I tried for years to get Henry to hire me as a stock boy.

"Never, Binky, you'll wind up hating me."

And, all the stock boys did occasionally seem to hate Henry, but they rarely quit.

Perhaps the greatest compliments I ever got on my guitar playing came from one of those old cigar-chomping pork-pie hat Jazz guys that Manny had introduced me to. One day, after I'd tried out a guitar for a few minutes before Henry decreed enough, this old guy rasped...
"I played with Django Reinhart, kid. You know who I'm talkin' about!? [I actually did 'cause of my Jazz-hip Mom and Dad] Well, I can tell you, Rock guitar playing is garbage. Insulting. Every goddamn Rock player I've ever heard is shit. But, when you play an A chord, kid, it sounds like a fuckin' A chord... I'll give ya that."

Another great (and still annoying) memory...The Les Paul craze had just started. I got bit BAD! Had to have one. HAD TO! Gibson had discontinued them about 8 years earlier and they were now, thanks to Mike Bloomfield, Keith Richards, Jerry Garcia, Eric Clapton, The Guitar to play. I walked in one day and Henry had gotten a hold of a 1956 black Les Paul Custom... the King of Electrics at that moment. I'd never even seen one in person before. Oh My God!

"Please, Henry, please please please sell it to me. I'll trade you back the Telecaster and the Ampeg amp and I'll get my father to loan me some money and..."

"Binky, this whole Les Paul business is ridiculous. I'm telling you, they're no big deal. I'm not gonna sell it to anyone. I'm just gonna keep in it in that glass case and make all you fools drool!"

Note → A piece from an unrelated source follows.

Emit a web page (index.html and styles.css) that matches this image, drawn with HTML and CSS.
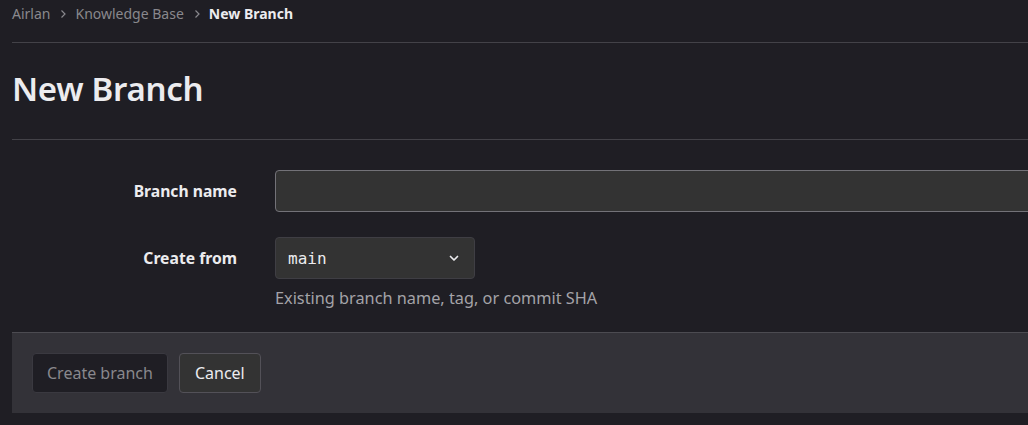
FILE: index.html
```html
<!DOCTYPE html>
<html lang="en">
<head>
<meta charset="utf-8">
<title>New Branch</title>
<link rel="stylesheet" href="styles.css">
</head>
<body>
<div class="page">
  <nav class="breadcrumbs">
    <a class="crumb" href="#">Airlan</a>
    <svg class="sep" width="8" height="10" viewBox="0 0 8 10"><path d="M2.5 1.5 L6 5 L2.5 8.5" fill="none" stroke="#89888d" stroke-width="1.2"/></svg>
    <a class="crumb" href="#">Knowledge Base</a>
    <svg class="sep" width="8" height="10" viewBox="0 0 8 10"><path d="M2.5 1.5 L6 5 L2.5 8.5" fill="none" stroke="#89888d" stroke-width="1.2"/></svg>
    <span class="crumb current">New Branch</span>
  </nav>
  <h1 class="title">New Branch</h1>
  <form class="form">
    <div class="rows">
      <label class="label" for="bn">Branch name</label>
      <div class="field"><input id="bn" class="input" type="text"></div>
      <label class="label" for="cf">Create from</label>
      <div class="field">
        <button type="button" id="cf" class="select">
          <span class="mono">main</span>
          <svg width="14" height="14" viewBox="0 0 14 14"><path d="M3.5 5.5 L7 9 L10.5 5.5" fill="none" stroke="#ececef" stroke-width="1.7" stroke-linecap="round" stroke-linejoin="round"/></svg>
        </button>
        <p class="help">Existing branch name, tag, or commit SHA</p>
      </div>
    </div>
    <div class="actions">
      <button type="button" class="btn btn-disabled">Create branch</button>
      <button type="button" class="btn btn-default">Cancel</button>
    </div>
  </form>
</div>
</body>
</html>
```
FILE: styles.css
```css
html, body {
  margin: 0;
  padding: 0;
  background: #1f1e24;
}
body {
  font-family: "Noto Sans", "Open Sans", sans-serif;
  color: #ececef;
  font-size: 16px;
  overflow: hidden;
}
.page {
  padding: 0 0 0 12px;
}
.breadcrumbs {
  display: flex;
  align-items: center;
  height: 43px;
  box-sizing: border-box;
  padding-bottom: 15px;
  border-bottom: 1px solid #434248;
  font-size: 14px;
}
.crumb {
  color: #89888d;
  text-decoration: none;
}
.crumb.current {
  color: #ececef;
  font-weight: 700;
}
.sep {
  margin: 0 8px 0 9px;
}
.title {
  margin: 0;
  height: 97px;
  display: flex;
  align-items: center;
  font-size: 33px;
  letter-spacing: -0.3px;
  font-weight: 600;
  border-bottom: 1px solid #434248;
  box-sizing: border-box;
  padding-bottom: 6px;
  color: #ececef;
}
.form {
  margin: 0;
  padding-top: 30px;
}
.rows {
  display: grid;
  grid-template-columns: 225px 1fr;
  column-gap: 38px;
  row-gap: 25px;
  align-items: start;
}
.label {
  text-align: right;
  font-weight: 700;
  font-size: 15.7px;
  line-height: 42px;
}
.field {
  min-width: 0;
}
.input {
  display: block;
  height: 42px;
  box-sizing: border-box;
  background: #333333;
  border: 1px solid #737278;
  border-radius: 4px;
  color: #ececef;
  font: inherit;
  padding: 0 12px;
  width: calc(100% + 40px);
}
.select {
  display: flex;
  align-items: center;
  justify-content: space-between;
  width: 200px;
  height: 42px;
  box-sizing: border-box;
  background: #333333;
  border: 1px solid #3f3e44;
  border-radius: 4px;
  padding: 0 13px 0 12px;
  color: #ececef;
  cursor: pointer;
}
.mono {
  font-family: "DejaVu Sans Mono", "Liberation Mono", monospace;
  font-size: 16px;
}
.help {
  margin: 7px 0 0;
  color: #a4a3a8;
  font-size: 16.3px;
  line-height: 24px;
}
.actions {
  margin-top: 22px;
  background: #333238;
  border-top: 1px solid #4c4b51;
  padding: 20px 20px;
  display: flex;
  gap: 11px;
}
.btn {
  height: 40px;
  box-sizing: border-box;
  border-radius: 4px;
  font-family: inherit;
  font-size: 16px;
  padding: 0 14px;
}
.btn-disabled {
  background: #1f1e24;
  border: 1px solid #3a3940;
  color: #89888d;
}
.btn-default {
  background: #333333;
  border: 1px solid #535158;
  color: #ececef;
  padding: 0 15px;
}
```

Regardless, I dashed home and talked to my Dad for over an hour and wore him down to the point where he said, "Okay, go back to Henry and see how much cash he's gonna want on top of your guitar and amp..."

The next morning I jumped on the subway from Brooklyn and got to Manny's less than half an hour after they opened. I ran to the back area. Henry and Billy (the other guitar salesman, a truly swingin' Sammy Davis Jr.-type ultracool jazz-playing black guy... Billy and I became good friends, but, it took me about 5 years to prove myself worthy of his respect and friendship) were having coffee and bagels.

"Henry, I talked to my father and he... Oh, crap... WHERE'S THE LES PAUL, Henry??? My Dad will lend me the money!"

"Oh, ferchrissake, Binky... about an hour after you left, Jimi Hendrix walked in and demanded that I sell it to him. You know I can never say no to Jimi. Sorry, Bink."

If you ever see a photo of Jimi playing an upside down black Les Paul... that was supposed to be mine, dammit!

Henry, seeing how crushed I was about the black LP, walked me over to one of the lower glass cases underneath the main racks, and pointed to what looked like a Gibson SG Standard (think Angus Young). He said, "Binky, that's the Les Paul you want. Those are the best pick ups Gibson has ever made. That is a knockout, Binky."
"That's not a Les Paul, Henry."
"Oh yes it is."
He took it out of the glass case and showed me the Les Paul logo on the truss rod cover and pointed out the ultra-weird Deco sideways vib. bar and explained that when they were first introduced, the SG series were called Les Pauls.
"Binky, here's how much I want you to believe that those old Les Pauls are just not that big a deal. If you want it, I will sell you this SG-Les Paul for what I paid for it. I won't make a dime. Talk to your father."
Suffice it to say, I got the guitar for $225.
It is, in fact, the Gibson that Manny alluded to when he introduced me the head of Gibson.
"Binky, moved up to his Rolls Royce."

Anyway, Manny passed away in 1968, and soon after, Henry moved the store down the block into a much larger space. The place just exploded, millions were made (I'm sure!) and Henry retired. Then slowly but surely the ride wound down... and now Manny's is just another Rock 'n' Roll Memory... less Mass Pop Culture than say, the loss of CBGB, but, to those of us who were there, just as important.